Also known as Unschooling or Self-Directed Learning.

The term ‘natural learning’ applies to any less structured learning approach that allows children to pursue their innate curiosity. Parents watch their child’s interests and provide tremendous support, structure and direction in fostering the child’s inherent leanings.

The child is surrounded by a rich environment of books, learning resources, and adults who model a lifestyle of learning and are willing to interact with the child. Formal academics can be pursued and textbooks used when the need arises.

Natural Learning can be more challenging than other approaches to document, but the use of diaries, photos, etc. can be more than adequate if used well.


To Elaborate …

Natural Learning is one of the broadest categories in home education. As well as the alternate monikers mentioned in the brochure (see excerpt above), some christians prefer the term God-Directed Learning, while others adopt Child-Led Learning, Free Learning, Interest-Based Education, Autonomous Learning, or even Child-Delighted Learning. In our home, with our recent changes of practice, we’ve joked that we’re now “Free Ranging”.

While our terminology is jocular, there is significant truth in our light-heartedness, too. Just as free range chooks are said to be healthier, happier and the producers of more nutritious eggs than their caged or barn-restricted counterparts, it could equally be said that we, too, are healthier, happier and the producers of richer quality life in every area than we were with our former experiences with other approaches to home education.

Home education pioneer John Holt contended that children have an innate desire to learn and a curiosity that drives them to learn what they need to know when they need to know it.

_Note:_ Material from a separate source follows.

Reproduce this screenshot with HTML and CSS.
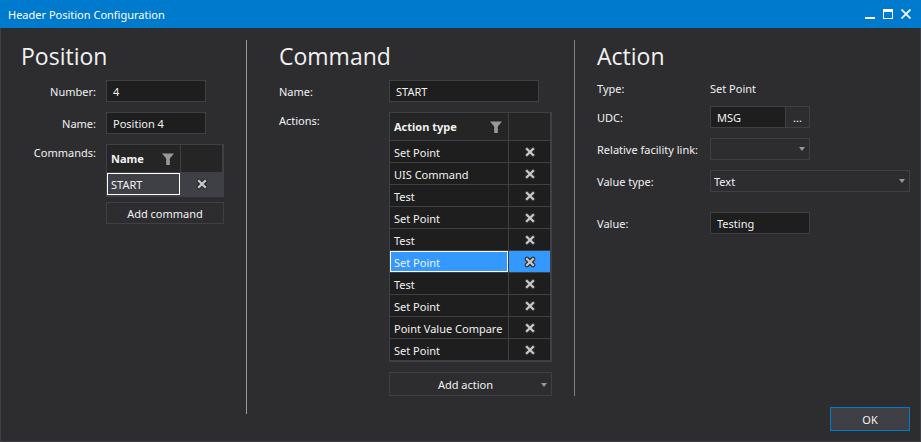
FILE: index.html
```html
<!DOCTYPE html>
<html lang="en">
<head>
<meta charset="utf-8">
<title>Header Position Configuration</title>
<link rel="stylesheet" href="styles.css">
</head>
<body>
<svg class="defs" aria-hidden="true">
  <symbol id="funnel" viewBox="0 0 12 12"><path d="M0 0.5H12L7.8 5.5V12H4.2V5.5Z" fill="#999"/></symbol>
  <symbol id="cross" viewBox="0 0 12 12"><path class="cross-halo" d="M3 3L9 9M9 3L3 9" stroke-width="4.6" stroke-linecap="round"/><path d="M2.2 2.2L9.8 9.8M9.8 2.2L2.2 9.8" stroke="#c8c8c8" stroke-width="2.3"/></symbol>
</svg>
<div class="window">
  <header class="titlebar">
    <span class="caption">Header Position Configuration</span>
    <button class="winbtn" aria-label="Minimize"><svg width="10" height="10"><path d="M0 8H10V10H0Z" fill="#fff"/></svg></button>
    <button class="winbtn" aria-label="Maximize"><svg width="10" height="10"><path fill-rule="evenodd" d="M0 0H10V10H0ZM1 3V9H9V3Z" fill="#fff"/></svg></button>
    <button class="winbtn" aria-label="Close"><svg width="10" height="10"><path d="M0.5 0.5L9.5 9.5M9.5 0.5L0.5 9.5" stroke="#fff" stroke-width="1.7"/></svg></button>
  </header>
  <main class="panels">
    <section class="panel position">
      <h1>Position</h1>
      <div class="form">
        <label for="number">Number:</label>
        <input class="short" id="number" value="4">
        <label for="pname">Name:</label>
        <input class="short" id="pname" value="Position 4">
        <span class="label">Commands:</span>
        <div class="stack">
          <table class="grid commands">
            <thead><tr><th><div class="head">Name<svg width="12" height="12"><use href="#funnel"/></svg></div></th><th class="del"></th></tr></thead>
            <tbody><tr class="selected"><td>START</td><td class="del"><button aria-label="Delete"><svg width="12" height="12"><use href="#cross"/></svg></button></td></tr></tbody>
          </table>
          <button class="btn">Add command</button>
        </div>
      </div>
    </section>
    <section class="panel command">
      <h1>Command</h1>
      <div class="form">
        <label for="cname">Name:</label>
        <input class="medium" id="cname" value="START">
        <span class="label">Actions:</span>
        <div class="stack">
          <table class="grid actions">
            <thead><tr><th><div class="head">Action type<svg width="12" height="12"><use href="#funnel"/></svg></div></th><th class="del"></th></tr></thead>
            <tbody>
              <tr><td>Set Point</td><td class="del"><button aria-label="Delete"><svg width="12" height="12"><use href="#cross"/></svg></button></td></tr>
              <tr><td>UIS Command</td><td class="del"><button aria-label="Delete"><svg width="12" height="12"><use href="#cross"/></svg></button></td></tr>
              <tr><td>Test</td><td class="del"><button aria-label="Delete"><svg width="12" height="12"><use href="#cross"/></svg></button></td></tr>
              <tr><td>Set Point</td><td class="del"><button aria-label="Delete"><svg width="12" height="12"><use href="#cross"/></svg></button></td></tr>
              <tr><td>Test</td><td class="del"><button aria-label="Delete"><svg width="12" height="12"><use href="#cross"/></svg></button></td></tr>
              <tr class="selected"><td>Set Point</td><td class="del"><button aria-label="Delete"><svg width="12" height="12"><use href="#cross"/></svg></button></td></tr>
              <tr><td>Test</td><td class="del"><button aria-label="Delete"><svg width="12" height="12"><use href="#cross"/></svg></button></td></tr>
              <tr><td>Set Point</td><td class="del"><button aria-label="Delete"><svg width="12" height="12"><use href="#cross"/></svg></button></td></tr>
              <tr><td>Point Value Compare</td><td class="del"><button aria-label="Delete"><svg width="12" height="12"><use href="#cross"/></svg></button></td></tr>
              <tr><td>Set Point</td><td class="del"><button aria-label="Delete"><svg width="12" height="12"><use href="#cross"/></svg></button></td></tr>
            </tbody>
          </table>
          <button class="btn drop"><span>Add action</span><svg width="6" height="4"><path d="M0 0H6L3 4Z" fill="#999"/></svg></button>
        </div>
      </div>
    </section>
    <section class="panel action">
      <h1>Action</h1>
      <div class="form">
        <span class="label">Type:</span>
        <span class="label">Set Point</span>
        <label for="udc">UDC:</label>
        <div class="picker"><input id="udc" value="MSG"><button class="btn" aria-label="Browse">...</button></div>
        <label for="link">Relative facility link:</label>
        <div class="select short"><select id="link"><option></option></select><svg width="6" height="4"><path d="M0 0H6L3 4Z" fill="#999"/></svg></div>
        <label for="vtype">Value type:</label>
        <div class="select"><select id="vtype"><option>Text</option></select><svg width="6" height="4"><path d="M0 0H6L3 4Z" fill="#999"/></svg></div>
        <label class="spaced" for="value">Value:</label>
        <input class="short spaced" id="value" value="Testing">
      </div>
    </section>
  </main>
  <footer class="footer"><button class="btn ok">OK</button></footer>
</div>
</body>
</html>
```
FILE: styles.css
```css
* { box-sizing: border-box; }
body { margin: 0; background: #2d2d30; }
body, input, select, button { font: 11px/16px "Noto Sans", "Open Sans", sans-serif; color: #f1f1f1; }
button { padding: 0; border: 0; background: none; }
svg { display: block; flex: none; }
.defs { position: absolute; width: 0; height: 0; }
.window { display: flex; flex-direction: column; min-height: 100vh; border: 1px solid #3f3f46; border-top: 0; }
.titlebar { display: flex; align-items: center; gap: 8px; height: 28px; margin: 0 -1px; padding: 0 10px 0 8px; background: #007acc; color: #fff; }
.caption { flex: 1; padding-top: 2px; }
.winbtn { width: 10px; height: 10px; }
.panels { flex: 1; display: grid; grid-template-columns: 246px 328px 1fr; align-items: start; padding-top: 12px; }
.panel { padding-left: 32px; }
.position { min-height: 374px; padding-left: 20px; border-right: 1px solid #999; }
.command { border-right: 1px solid #808080; }
.action { padding: 0 10px 0 22px; }
h1 { margin: 0 0 8px; font-family: "Open Sans", "Noto Sans", sans-serif; font-size: 23px; line-height: 32px; font-weight: 400; }
.form { display: grid; grid-template-columns: 75px 1fr; column-gap: 10px; row-gap: 10px; align-items: start; }
.position label, .position .label { text-align: right; }
.command .form { grid-template-columns: 100px 1fr; }
.action .form { grid-template-columns: 103px 1fr; }
.label, label { line-height: 18px; white-space: nowrap; }
label { height: 22px; line-height: 24px; }
.action .form > .label { height: 16px; line-height: 18px; }
input, select { width: 100%; height: 22px; padding: 1px 6px 0; border: 1px solid #3f3f46; border-radius: 0; background: #1e1e1e; outline: 0; }
.short { width: 100px; }
.medium { width: 150px; }
.spaced { margin-top: 10px; }
.stack { display: flex; flex-direction: column; }
.grid { table-layout: fixed; border-collapse: separate; border-spacing: 0; border: 1px solid #3f3f46; border-right-width: 2px; background: #1e1e1e; }
.grid th { height: 28px; padding: 0 4px; text-align: left; background: #252526; border-bottom: 1px solid #3f3f46; }
.grid td { height: 22px; padding: 2px 0 0 4px; border-bottom: 1px solid #3f3f46; white-space: nowrap; }
.grid th:first-child, .grid td:first-child { border-right: 1px solid #3f3f46; }
.grid .del { width: 41px; padding: 0; }
.del button { display: block; margin: 0 auto; }
.cross-halo { stroke: #2d2d30; }
.head { display: flex; align-items: center; justify-content: space-between; padding-right: 2px; }
.commands { width: 118px; margin-bottom: 5px; }
.commands .selected td { height: 23px; background: #3f3f46; }
.commands .selected td:first-child, .actions .selected td:first-child { box-shadow: inset 0 0 0 1px #fff; }
.actions { width: 163px; margin-bottom: 10px; }
.actions .selected td { background: #39f; }
.btn { height: 22px; padding-top: 1px; border: 1px solid #3f3f46; background: #2d2d30; }
.position .btn { width: 118px; }
.drop { display: flex; align-items: center; width: 163px; height: 24px; padding-right: 4px; }
.drop span { flex: 1; }
.picker { display: flex; width: 100px; }
.picker input { flex: 1; min-width: 0; }
.picker .btn { width: 25px; margin-left: -1px; }
.select { position: relative; }
.select select { appearance: none; display: block; padding: 1px 3px 0; background: #2d2d30; }
.select svg { position: absolute; right: 5px; top: 9px; pointer-events: none; }
.footer { display: flex; justify-content: flex-end; padding: 0 10px 10px; margin-top: -8px; }
.ok { width: 80px; height: 24px; border-color: #007acc; background: #3f3f46; }
```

Holt believed that both desire and curiosity are destroyed by the usual methods of teaching. He advocated access to more of the real world, plenty of time and space over their experiences, and opportunities to make meaning out of them.

With Natural Learning, learning is not imposed or controlled by another person. It is not necessarily unstructured, as the child may choose a structured approach for themselves as they learn about some subjects.

Natural Learners tend to see that knowledge is interrelated rather than compartmentalised. It is also understood that human beings, including children, are intelligent, and can generally learn what they choose to learn, when they perceive they need to learn it.


Quote from Alan Thomas and Harriet Pattison in “How Children Learn at Home”

Chapter 2 – Towards Informal Learning, page 13

“…in tracing the course of informal learning, it is not ordered or sequential in the sense that it is in school, though the sequence obviously makes sense to the child. A curriculum or a programme of learning would be deemed very poor indeed if it were not logically developed and graded into digestible morsels. However, in the maths example just mentioned [previous paragraph] progress was by no means linear. There were apparently inexplicable advances and regressions, things were learned and then forgotten or suddenly grasped without the smooth upward progression expected in school and could easily lead to parental frustration with the apparent muddle of informal learning.”


This quote expressed succinctly what we had observed and known for years, and it was extremely gratifying to see the phenomenon expressed by academics in the report on their research findings.

Children do learn in a very higgledy-piggledy kind of way, and there is often very little observable pattern to how and why the bits all come together into the well-developed understanding you suddenly hear your child expressing to a stranger.

Patience to wait for the process to run its course, unseen by parental eyes, can be the greatest trial for some parents. It can equally be the most rewarding.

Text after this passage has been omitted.